ULMFiT pretraining + pretrained models

I know … the NLP hypetrain has moved on to HuggingFace and transformers - but I still love ULMFiT.

fastai and ULMFiT are still great - easy to use, fast to train and imho still SOTA for classification. But what was missing (esp. for fastai2 with SentencePiece) were easy to use pretraining scripts and pretrained models. Thats what I am trying to fix with this repo :slight_smile: .

About 4 months ago I published a repository to pretrain a German ULMFiT with SentencePiece from scratch - based on information on the forums and the nlp-course notebooks for Turkish and Vietnamese. The repo didn’t contain any documentation and I got a couple of questions and requests which made me think that there is still some interest in ULMFiT.

So despite the (100% legitimate) huggingface-hype I put some time and effort in improving the repo, the pretraining script and also trained some ULMFiT models (links in the repo).

  • German
  • Dutch
  • Russian
  • Portuguese
  • Vietnamese
  • Japanese
  • Italian
  • Spanish
  • Korean
  • Thai
  • Hebrew
  • Arabic

All Models use SentencePiece, vocab size 15.000 (seems small but there was no improvement on the downstream tasks for the datasets I evaluated the models) and have a forward and backward model.

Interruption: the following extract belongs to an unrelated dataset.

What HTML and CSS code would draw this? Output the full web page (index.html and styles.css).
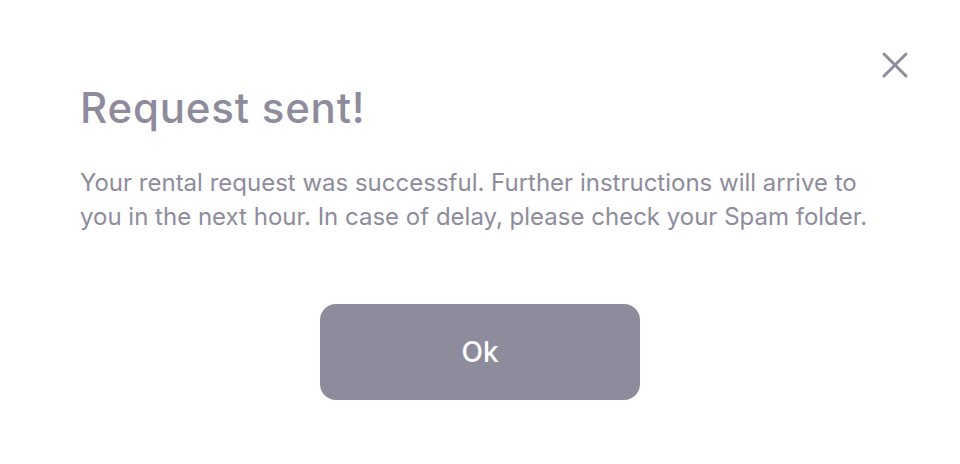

Pretraining requires about 4 hours (1h wikipedia download an preparation + 3 hours training on a RTX 3090) and less than 8 GB GPU RAM with batch size 128.

I validated most on the models on classification datasets and tried to compare the results with BERT papers without a lot of hyper parameter tuning - sometimes my models were a bit better than BERT, sometimes they performed slightly worse. I am sure there is room for improvement - if you find better hyper parameters or think other vocal-sizes work better with some languages please let me know - but I believe the models are a good staring point.

To improve the usability of the pretrained-models I created a small library with some helper functions to create the tokenizer and learner. See this notebook (Colab) for how to use the models:

If you have any questions or comments please let me know and I hope this is still helpful :).

Florian

8 Likes

I’ve always found it troubling that when BERT came out, nobody did a head-to-head comparison with ULMFiT. BERT has far more parameters and training data than ULMFiT, and consumes far more compute to pre-train than ULMFiT. I wish someone had scaled-up ULMFiT pretraining so it would be a fair comparison. Sadly we mostly can’t do that experiment because we don’t have the compute resources of Google. I build a BERT-from-scratch on colab, but I had a much smaller pre-training dataset than Google BERT. I wish Google would donate the compute to run that experiment. Has anyone approached them?

They actually have :slight_smile:

https://towardsdatascience.com/battle-of-the-heavyweights-bert-vs-ulmfit-faceoff-91a582a7c42b

IIRC overall ULMFiT is still better in generalization scenarios with classification (we still use ULMFiT over BERT at work), though BERT is useful in certain situations

Awesome initiative Florian! I 100% share your opinion about ULMFiT :slight_smile:

Wow, that’s really fast. Is that the case for all languages you’ve trained on? I am wondering because I thought the wikipedia data set sizes vary quite a bit across languages.

If they are comparable in typical performance measures, then why didn’t either Smerity or Sebastian Ruder defend it. Everyone seems to say that transformers have more context memory of longer strings of tokens, but with the computational cost of attention (proportional to the square of the number of tokens), I see BERT being weak in that regard. In any event, glad to year you are using ULMFiT.

Wow Florian, thank you a lot.

All other comments in this topic have been also amazing.

Deploying BERT in production is not straightforward. I prefer Multifit - it is also a lot faster to train.